Said Papa Bear is played by Mark Ruffalo (although you won’t know that until the film’s final act) while Mama Bear is played by Jennifer Garner, and yes that’s a 13 Going on 30 reunion to be excited about that The Adam Project does absolutely zip zero zilch with. But as a reference point (and gee golly does this film have clay feet made of nothing but those) it’ll grant you a moment of smiling remembrance. And thematically it will then fill in some of the film’s massive blanks, as here too we have a story about a younger version of a person named Adam (played with great charm by the 13-year-old Walker Scobell) and his older version, also named Adam (played with the polar opposite of great charm by Ryan Reynolds), coming together to teach us something about ourselves. Supposedly. Or, short of that, to teach us something about faceless goons exploding into galactic fairy dust for two straight hours.

In the opening moments of The Adam Project we’re told it’s the year 2050 and we meet Big Adam (as the credits call him) in the middle of an outer-space gun battle with some nogoodniks blasting away on his tail. The faceless nogoodniks have almost got him, he’s gotten a bullet in his belly even (all the better to have Reynolds flash some abs later, natch), until Big Adam presses a button and escapes through a wormhole. And voila, just like that we’re in Present Day 2022, where Young Adam (and apologies if you’re at all like me and are going to think of Ewan MacGregor having lots of full-frontal sex with Tilda Swinton every time I write the phrase “Young Adam,” but that too is what the credits call him) is getting beaten up by some generic bullies. Generic Bullies (TM) who do all their shopping in the Stranger Things 80s Greatest Hits catalogue, apparently—The Adam Project’s frantic grasping toward wanting to be called “Amblin-esque” begins here, doing this Time Travel story absolutely no favors—it’s so concerned with capturing an at-this-point 30-year-old aesthetic that its concept of “Present Day” reads as incoherent. 2022 might as well be 1985, and I might as well be watching Back to the Future or Peggy Sue Got Married while we’re at it.

It only takes a couple of scenes of set-up—Young Adam is a defiant troublemaker, his mom Jennifer Garner is Trying Her Best, et cetera—before Y.A. (and yes let’s just abbreviate that from now on so I’ll stop seeing Ewan McGregor’s penis in my head whenever I type “Young Adam”) has stumbled across his injured older self in his dad’s smaller cabin… that is, the one behind their bigger cabin… and if you love cabins then have I got the movie for you! B.A. (that is Big Adam) doesn’t try to shield Y.A. from who he is for very long—less than a single scene really, and, as with everything Reynolds does here, with no real effort at that. Space-time continuum be damned! And before you know it (in the film’s most relatable moment) the little one’s poking his little fingers in awe at Ryan Reynolds’ big muscles, and enlisting B.A. to beat up those bullies, to save the world, and to snark at Catherine Keener, so forth. What you expect, basically.

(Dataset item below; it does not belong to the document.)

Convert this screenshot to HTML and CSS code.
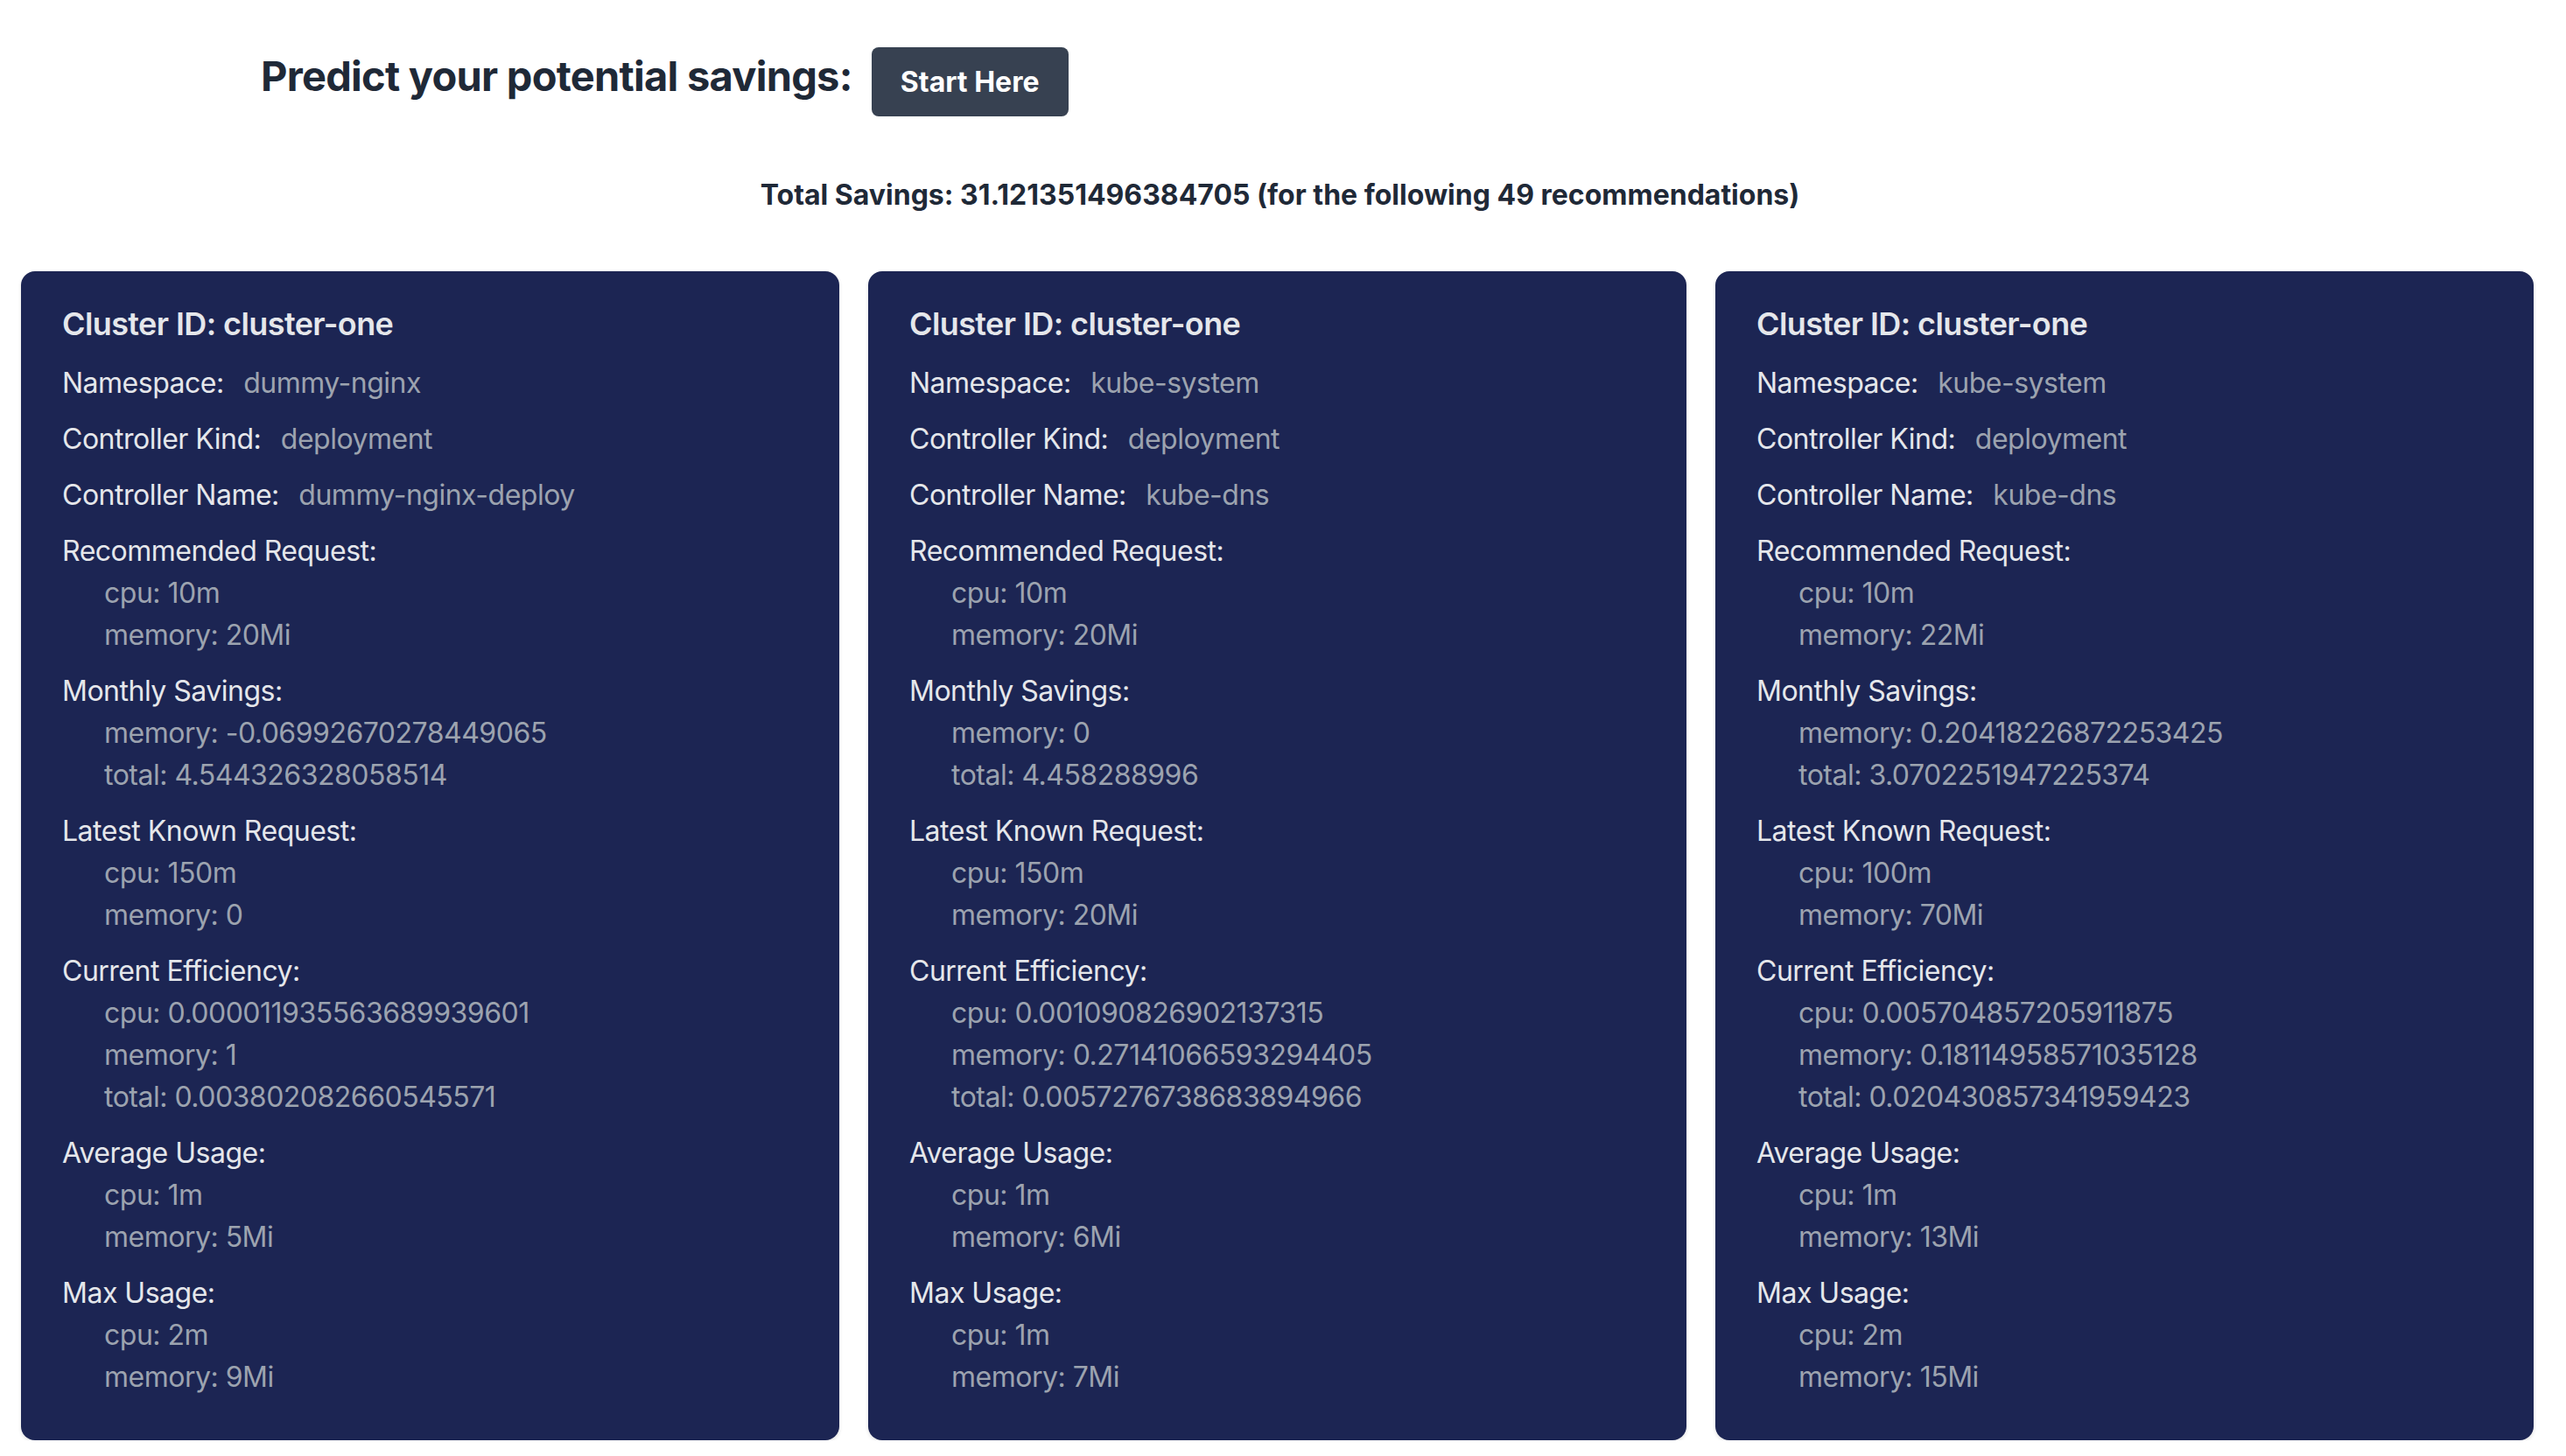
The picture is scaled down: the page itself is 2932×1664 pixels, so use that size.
FILE: index.html
```html
<!DOCTYPE html>
<html lang="en">
<head>
<meta charset="utf-8">
<title>Savings</title>
<link rel="stylesheet" href="styles.css">
</head>
<body>
<div class="page">
  <header class="predict">
    <h1 class="predict-title">Predict your potential savings:</h1>
    <button class="start-btn">Start Here</button>
  </header>
  <p class="total">Total Savings: 31.121351496384705 (for the following 49 recommendations)</p>

  <div class="cards">
    <div class="card">
      <h2 class="card-title">Cluster ID: cluster-one</h2>
      <div class="field">Namespace: <span class="val">dummy-nginx</span></div>
      <div class="field">Controller Kind: <span class="val">deployment</span></div>
      <div class="field">Controller Name: <span class="val">dummy-nginx-deploy</span></div>
      <div class="field">Recommended Request:
        <div class="sub">cpu: 10m</div>
        <div class="sub">memory: 20Mi</div>
      </div>
      <div class="field">Monthly Savings:
        <div class="sub">memory: -0.06992670278449065</div>
        <div class="sub">total: 4.544326328058514</div>
      </div>
      <div class="field">Latest Known Request:
        <div class="sub">cpu: 150m</div>
        <div class="sub">memory: 0</div>
      </div>
      <div class="field">Current Efficiency:
        <div class="sub">cpu: 0.000011935563689939601</div>
        <div class="sub">memory: 1</div>
        <div class="sub">total: 0.003802082660545571</div>
      </div>
      <div class="field">Average Usage:
        <div class="sub">cpu: 1m</div>
        <div class="sub">memory: 5Mi</div>
      </div>
      <div class="field">Max Usage:
        <div class="sub">cpu: 2m</div>
        <div class="sub">memory: 9Mi</div>
      </div>
    </div>

    <div class="card">
      <h2 class="card-title">Cluster ID: cluster-one</h2>
      <div class="field">Namespace: <span class="val">kube-system</span></div>
      <div class="field">Controller Kind: <span class="val">deployment</span></div>
      <div class="field">Controller Name: <span class="val">kube-dns</span></div>
      <div class="field">Recommended Request:
        <div class="sub">cpu: 10m</div>
        <div class="sub">memory: 20Mi</div>
      </div>
      <div class="field">Monthly Savings:
        <div class="sub">memory: 0</div>
        <div class="sub">total: 4.458288996</div>
      </div>
      <div class="field">Latest Known Request:
        <div class="sub">cpu: 150m</div>
        <div class="sub">memory: 20Mi</div>
      </div>
      <div class="field">Current Efficiency:
        <div class="sub">cpu: 0.001090826902137315</div>
        <div class="sub">memory: 0.27141066593294405</div>
        <div class="sub">total: 0.0057276738683894966</div>
      </div>
      <div class="field">Average Usage:
        <div class="sub">cpu: 1m</div>
        <div class="sub">memory: 6Mi</div>
      </div>
      <div class="field">Max Usage:
        <div class="sub">cpu: 1m</div>
        <div class="sub">memory: 7Mi</div>
      </div>
    </div>

    <div class="card">
      <h2 class="card-title">Cluster ID: cluster-one</h2>
      <div class="field">Namespace: <span class="val">kube-system</span></div>
      <div class="field">Controller Kind: <span class="val">deployment</span></div>
      <div class="field">Controller Name: <span class="val">kube-dns</span></div>
      <div class="field">Recommended Request:
        <div class="sub">cpu: 10m</div>
        <div class="sub">memory: 22Mi</div>
      </div>
      <div class="field">Monthly Savings:
        <div class="sub">memory: 0.20418226872253425</div>
        <div class="sub">total: 3.0702251947225374</div>
      </div>
      <div class="field">Latest Known Request:
        <div class="sub">cpu: 100m</div>
        <div class="sub">memory: 70Mi</div>
      </div>
      <div class="field">Current Efficiency:
        <div class="sub">cpu: 0.005704857205911875</div>
        <div class="sub">memory: 0.18114958571035128</div>
        <div class="sub">total: 0.020430857341959423</div>
      </div>
      <div class="field">Average Usage:
        <div class="sub">cpu: 1m</div>
        <div class="sub">memory: 13Mi</div>
      </div>
      <div class="field">Max Usage:
        <div class="sub">cpu: 2m</div>
        <div class="sub">memory: 15Mi</div>
      </div>
    </div>
  </div>
</div>
</body>
</html>
```

FILE: styles.css
```css
* { box-sizing: border-box; }
html, body {
  margin: 0;
  padding: 0;
  background: #ffffff;
}
body {
  font-family: Inter, "Noto Sans", "Liberation Sans", sans-serif;
  color: #1f2937;
}
.page {
  padding: 54px 37px 0 24px;
}
.predict {
  display: flex;
  align-items: flex-start;
  gap: 22px;
  padding-left: 274px;
}
.predict-title {
  margin: 9px 0 0 0;
  font-size: 47px;
  line-height: 48px;
  font-weight: 700;
  color: #1f2937;
  letter-spacing: -0.75px;
}
.start-btn {
  font-family: inherit;
  background: #374151;
  color: #ffffff;
  border: none;
  border-radius: 8px;
  font-size: 32px;
  font-weight: 700;
  line-height: 47px;
  padding: 16px 0;
  width: 225px;
  height: 79px;
  text-align: center;
}
.total {
  margin: 66px 0 0 0;
  text-align: center;
  font-size: 32px;
  line-height: 48px;
  font-weight: 700;
  color: #1f2937;
  padding-left: 6px;
}
.cards {
  display: grid;
  grid-template-columns: repeat(3, 1fr);
  gap: 33px;
  margin-top: 63px;
}
.card {
  background: #1c2553;
  border-radius: 16px;
  padding: 32px 47px 32px 47px;
  color: #e5e7eb;
  font-size: 32px;
  line-height: 48px;
  letter-spacing: -0.5px;
  box-shadow: 0 2px 4px rgba(0,0,0,0.12);
}
.card-title {
  margin: 0 0 16px 0;
  font-size: 36px;
  line-height: 56px;
  font-weight: 600;
  color: #e5e7eb;
  letter-spacing: -0.6px;
}
.field {
  margin-bottom: 16px;
}
.val {
  color: #9ca3af;
  margin-left: 14px;
}
.sub {
  color: #9ca3af;
  padding-left: 48px;
}
```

Did I say Catherine Keener? Yes I saved the best for almost-last, as Catherine Keener can’t help but show up and be the best about anything, just by sheer nature of her inherent cool Keener-ness. There’s plenty of off-text fun to be had with her here playing the movie’s seemingly super bored villain, a co-worker of Adam’s father who’s weaponized a theoretical discovery of time travel for some sort of, well, vaguely sinister plot that I couldn’t be bothered with grasping the mechanics of. Not when Keener was wearing Darth Vader-by-way-of-Laura-Mars chic and shooting nearly all of her scenes from a seated position inside a green-screened hovercraft probably light-years away from her co-stars. (At all times I half expected to see that someone had forgotten to CG out a Starbucks cup beside her.) And that’s before there’s a second, younger Catherine Keener that comes stomping about! All of this was enough of a hoot on its own, story be damned—I’d kill for a Keener Cut (but when isn’t that the case).

The Adam Project is really several films slapped together, all adding up to none—there are Star-Wars-esque chases through desert caverns and forest-scapes (even blatantly stealing a few of Jedi’s best beats), and there are enough James-Gunn-inspired 70s-era rock-radio needle-drops that the Suicide Squad director should perhaps consider a lawsuit. Indeed Zoe Saldana shows up for the movie’s interminable middle passage just to further strain toward some positive Guardians feels, ladling a go-nowhere love-interest plot over the already too-busy movie just so it can hit all the quadrants. And then there’s Ryan Reynolds, possibly never before seen as lazy as he is seen being here, auto-piloting this thing into a saccharine puddle of snark that I wanted to scrub off with a wire-brush by film’s end. Any meaningful questions of self-hood evaporate in his absentee presence, the true vanishing point where all form and content go to wink out like a light.